<<<<

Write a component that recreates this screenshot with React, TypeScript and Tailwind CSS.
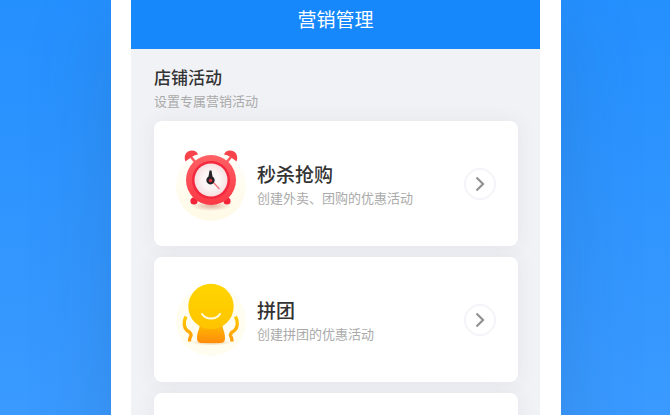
import type { ReactNode } from "react"

const ClockIcon = () => (
    <svg viewBox="0 4 97 100" className="size-full" aria-hidden="true">
        <defs>
            <linearGradient id="clock-halo" x1="0" y1="0" x2="0" y2="1">
                <stop offset="0" stopColor="#fffefa" />
                <stop offset="1" stopColor="#fffae6" />
            </linearGradient>
            <linearGradient id="clock-body" x1="0" y1="0" x2="0" y2="1">
                <stop offset="0" stopColor="#ff6065" />
                <stop offset="1" stopColor="#fb3a46" />
            </linearGradient>
            <radialGradient id="clock-face">
                <stop offset="0.5" stopColor="#fdf6f6" />
                <stop offset="1" stopColor="#f6dfe1" />
            </radialGradient>
            <radialGradient id="clock-shadow">
                <stop offset="0" stopColor="#dba391" stopOpacity="0.8" />
                <stop offset="1" stopColor="#dba391" stopOpacity="0" />
            </radialGradient>
        </defs>
        <circle cx="51" cy="56" r="35" fill="url(#clock-halo)" />
        <ellipse cx="51" cy="76" rx="20" ry="5" fill="url(#clock-shadow)" />
        <path d="M31 27 L37 34 M71 27 L65 34" stroke="#ff5a60" strokeWidth="2.6" />
        <path d="M25.5 31.5 C23 25 27 20.5 32 20.5 C35 20.5 37 22 38 24.5 C33.5 25 30 28 25.5 31.5Z" fill="#f7434c" />
        <path d="M76.5 31.5 C79 25 75 20.5 70 20.5 C67 20.5 65 22 64 24.5 C68.5 25 72 28 76.5 31.5Z" fill="#f7434c" />
        <circle cx="34" cy="71" r="3.6" fill="#f32439" />
        <circle cx="67" cy="71" r="3.6" fill="#f32439" />
        <circle cx="51" cy="50" r="25" fill="url(#clock-body)" />
        <circle cx="51" cy="50" r="19" fill="#f4283e" />
        <circle cx="51" cy="50" r="16.5" fill="url(#clock-face)" />
        <path d="M52 51 L59.5 59" stroke="#f0747d" strokeWidth="1.2" />
        <path d="M49.5 40.5 h2 L52.5 46.5 A4.2 4.2 0 1 1 48.5 46.5Z" fill="#28252a" />
        <circle cx="50.5" cy="50.5" r="1.7" fill="#e62e3c" />
    </svg>
)

const GroupIcon = () => (
    <svg viewBox="0 0 97 100" className="size-full" aria-hidden="true">
        <defs>
            <linearGradient id="group-head" x1="0" y1="0" x2="0" y2="1">
                <stop offset="0" stopColor="#ffd500" />
                <stop offset="1" stopColor="#ffc400" />
            </linearGradient>
            <linearGradient id="group-body" x1="0" y1="0" x2="0" y2="1">
                <stop offset="0" stopColor="#ffbd00" />
                <stop offset="1" stopColor="#ff8c0c" />
            </linearGradient>
            <linearGradient id="group-arm" x1="0" y1="46" x2="0" y2="72" gradientUnits="userSpaceOnUse">
                <stop offset="0" stopColor="#ffcb00" />
                <stop offset="1" stopColor="#ff990a" />
            </linearGradient>
            <radialGradient id="group-shadow">
                <stop offset="0" stopColor="#e2b56f" stopOpacity="0.8" />
                <stop offset="1" stopColor="#e2b56f" stopOpacity="0" />
            </radialGradient>
        </defs>
        <circle cx="51" cy="51" r="35" fill="#fffcf0" />
        <ellipse cx="51" cy="72.5" rx="20" ry="3" fill="url(#group-shadow)" />
        <path d="M39 53 H63 C61.5 59 65 60 65 68 C65 72 63 73 60 73 H42 C39 73 37 72 37 68 C37 60 41 59 39 53Z" fill="url(#group-body)" />
        <circle cx="51" cy="36.5" r="22.7" fill="url(#group-head)" />
        <path d="M42 44 C46 50 56 50 60 44" stroke="#fffbe6" strokeWidth="2" strokeLinecap="round" fill="none" />
        <path
            d="M26 46.5 C23 52 24 58 27 60.5 C29.5 62 31.5 63 31 65.5 C29.5 68 29.5 69 29.5 71.5 M75.5 46.5 C78.5 52 77.5 58 74.5 60.5 C72 62 70 63 70.5 65.5 C72 68 72 69 72 71.5"
            stroke="url(#group-arm)"
            strokeWidth="3.4"
            fill="none"
        />
    </svg>
)

type Activity = {
    title: string
    description: string
    icon: ReactNode
}

const activities: Activity[] = [
    { title: "秒杀抢购", description: "创建外卖、团购的优惠活动", icon: <ClockIcon /> },
    { title: "拼团", description: "创建拼团的优惠活动", icon: <GroupIcon /> },
]

const cardClass = "min-h-[125px] rounded-lg bg-white shadow-[0_0_20px_rgba(70,75,90,0.07)]"

const ActivityCard = ({ title, description, icon }: Activity) => (
    <li className={`${cardClass} flex items-center pl-1.5 pr-[22px]`}>
        <div className="h-[100px] w-[97px] shrink-0">{icon}</div>
        <div className="min-w-0 flex-1">
            <h3 className="text-[19px] leading-7 font-medium text-[#333]">{title}</h3>
            <p className="text-[13px] leading-5 text-[#aaa]">{description}</p>
        </div>
        <button
            type="button"
            aria-label={title}
            className="flex size-8 shrink-0 items-center justify-center rounded-full border-2 border-[#f4f4f8]"
        >
            <svg viewBox="0 0 16 16" className="size-4" fill="none" stroke="#929292" strokeWidth="2.2">
                <path d="M4.5 1.5 L11 8 L4.5 14.5" />
            </svg>
        </button>
    </li>
)

export default function App() {
    return (
        <div className="h-screen overflow-hidden bg-linear-to-b from-[#2490fe] to-[#3a9aff] pl-0.5 font-['Noto_Sans_CJK_SC',sans-serif]">
            <main className="mx-auto min-h-full max-w-[450px] bg-white pl-5 pr-[21px] shadow-[0_20px_80px_rgba(30,70,120,0.2)]">
                <div className="min-h-screen bg-[#f1f2f6]">
                    <header className="bg-[#1688fc] pt-[5px] pb-4">
                        <h1 className="text-center text-[19px] leading-7 text-white">营销管理</h1>
                    </header>
                    <section className="pl-[23px] pr-[22px] pt-4">
                        <h2 className="text-[17px] leading-6 font-medium text-[#333]">店铺活动</h2>
                        <p className="text-[13px] leading-6 text-[#aaa]">设置专属营销活动</p>
                        <ul className="mt-2 flex flex-col gap-[11px]">
                            {activities.map(activity => (
                                <ActivityCard key={activity.title} {...activity} />
                            ))}
                            <li className={cardClass} />
                        </ul>
                    </section>
                </div>
            </main>
        </div>
    )
}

>>>>

■ **OBJECTIVE**
Return the listing above in full and without alteration, excluding its pictures.

■ **WORKED SOLUTION**
Write a component that recreates this screenshot with React, TypeScript and Tailwind CSS.
import type { ReactNode } from "react"

const ClockIcon = () => (
    <svg viewBox="0 4 97 100" className="size-full" aria-hidden="true">
        <defs>
            <linearGradient id="clock-halo" x1="0" y1="0" x2="0" y2="1">
                <stop offset="0" stopColor="#fffefa" />
                <stop offset="1" stopColor="#fffae6" />
            </linearGradient>
            <linearGradient id="clock-body" x1="0" y1="0" x2="0" y2="1">
                <stop offset="0" stopColor="#ff6065" />
                <stop offset="1" stopColor="#fb3a46" />
            </linearGradient>
            <radialGradient id="clock-face">
                <stop offset="0.5" stopColor="#fdf6f6" />
                <stop offset="1" stopColor="#f6dfe1" />
            </radialGradient>
            <radialGradient id="clock-shadow">
                <stop offset="0" stopColor="#dba391" stopOpacity="0.8" />
                <stop offset="1" stopColor="#dba391" stopOpacity="0" />
            </radialGradient>
        </defs>
        <circle cx="51" cy="56" r="35" fill="url(#clock-halo)" />
        <ellipse cx="51" cy="76" rx="20" ry="5" fill="url(#clock-shadow)" />
        <path d="M31 27 L37 34 M71 27 L65 34" stroke="#ff5a60" strokeWidth="2.6" />
        <path d="M25.5 31.5 C23 25 27 20.5 32 20.5 C35 20.5 37 22 38 24.5 C33.5 25 30 28 25.5 31.5Z" fill="#f7434c" />
        <path d="M76.5 31.5 C79 25 75 20.5 70 20.5 C67 20.5 65 22 64 24.5 C68.5 25 72 28 76.5 31.5Z" fill="#f7434c" />
        <circle cx="34" cy="71" r="3.6" fill="#f32439" />
        <circle cx="67" cy="71" r="3.6" fill="#f32439" />
        <circle cx="51" cy="50" r="25" fill="url(#clock-body)" />
        <circle cx="51" cy="50" r="19" fill="#f4283e" />
        <circle cx="51" cy="50" r="16.5" fill="url(#clock-face)" />
        <path d="M52 51 L59.5 59" stroke="#f0747d" strokeWidth="1.2" />
        <path d="M49.5 40.5 h2 L52.5 46.5 A4.2 4.2 0 1 1 48.5 46.5Z" fill="#28252a" />
        <circle cx="50.5" cy="50.5" r="1.7" fill="#e62e3c" />
    </svg>
)

const GroupIcon = () => (
    <svg viewBox="0 0 97 100" className="size-full" aria-hidden="true">
        <defs>
            <linearGradient id="group-head" x1="0" y1="0" x2="0" y2="1">
                <stop offset="0" stopColor="#ffd500" />
                <stop offset="1" stopColor="#ffc400" />
            </linearGradient>
            <linearGradient id="group-body" x1="0" y1="0" x2="0" y2="1">
                <stop offset="0" stopColor="#ffbd00" />
                <stop offset="1" stopColor="#ff8c0c" />
            </linearGradient>
            <linearGradient id="group-arm" x1="0" y1="46" x2="0" y2="72" gradientUnits="userSpaceOnUse">
                <stop offset="0" stopColor="#ffcb00" />
                <stop offset="1" stopColor="#ff990a" />
            </linearGradient>
            <radialGradient id="group-shadow">
                <stop offset="0" stopColor="#e2b56f" stopOpacity="0.8" />
                <stop offset="1" stopColor="#e2b56f" stopOpacity="0" />
            </radialGradient>
        </defs>
        <circle cx="51" cy="51" r="35" fill="#fffcf0" />
        <ellipse cx="51" cy="72.5" rx="20" ry="3" fill="url(#group-shadow)" />
        <path d="M39 53 H63 C61.5 59 65 60 65 68 C65 72 63 73 60 73 H42 C39 73 37 72 37 68 C37 60 41 59 39 53Z" fill="url(#group-body)" />
        <circle cx="51" cy="36.5" r="22.7" fill="url(#group-head)" />
        <path d="M42 44 C46 50 56 50 60 44" stroke="#fffbe6" strokeWidth="2" strokeLinecap="round" fill="none" />
        <path
            d="M26 46.5 C23 52 24 58 27 60.5 C29.5 62 31.5 63 31 65.5 C29.5 68 29.5 69 29.5 71.5 M75.5 46.5 C78.5 52 77.5 58 74.5 60.5 C72 62 70 63 70.5 65.5 C72 68 72 69 72 71.5"
            stroke="url(#group-arm)"
            strokeWidth="3.4"
            fill="none"
        />
    </svg>
)

type Activity = {
    title: string
    description: string
    icon: ReactNode
}

const activities: Activity[] = [
    { title: "秒杀抢购", description: "创建外卖、团购的优惠活动", icon: <ClockIcon /> },
    { title: "拼团", description: "创建拼团的优惠活动", icon: <GroupIcon /> },
]

const cardClass = "min-h-[125px] rounded-lg bg-white shadow-[0_0_20px_rgba(70,75,90,0.07)]"

const ActivityCard = ({ title, description, icon }: Activity) => (
    <li className={`${cardClass} flex items-center pl-1.5 pr-[22px]`}>
        <div className="h-[100px] w-[97px] shrink-0">{icon}</div>
        <div className="min-w-0 flex-1">
            <h3 className="text-[19px] leading-7 font-medium text-[#333]">{title}</h3>
            <p className="text-[13px] leading-5 text-[#aaa]">{description}</p>
        </div>
        <button
            type="button"
            aria-label={title}
            className="flex size-8 shrink-0 items-center justify-center rounded-full border-2 border-[#f4f4f8]"
        >
            <svg viewBox="0 0 16 16" className="size-4" fill="none" stroke="#929292" strokeWidth="2.2">
                <path d="M4.5 1.5 L11 8 L4.5 14.5" />
            </svg>
        </button>
    </li>
)

export default function App() {
    return (
        <div className="h-screen overflow-hidden bg-linear-to-b from-[#2490fe] to-[#3a9aff] pl-0.5 font-['Noto_Sans_CJK_SC',sans-serif]">
            <main className="mx-auto min-h-full max-w-[450px] bg-white pl-5 pr-[21px] shadow-[0_20px_80px_rgba(30,70,120,0.2)]">
                <div className="min-h-screen bg-[#f1f2f6]">
                    <header className="bg-[#1688fc] pt-[5px] pb-4">
                        <h1 className="text-center text-[19px] leading-7 text-white">营销管理</h1>
                    </header>
                    <section className="pl-[23px] pr-[22px] pt-4">
                        <h2 className="text-[17px] leading-6 font-medium text-[#333]">店铺活动</h2>
                        <p className="text-[13px] leading-6 text-[#aaa]">设置专属营销活动</p>
                        <ul className="mt-2 flex flex-col gap-[11px]">
                            {activities.map(activity => (
                                <ActivityCard key={activity.title} {...activity} />
                            ))}
                            <li className={cardClass} />
                        </ul>
                    </section>
                </div>
            </main>
        </div>
    )
}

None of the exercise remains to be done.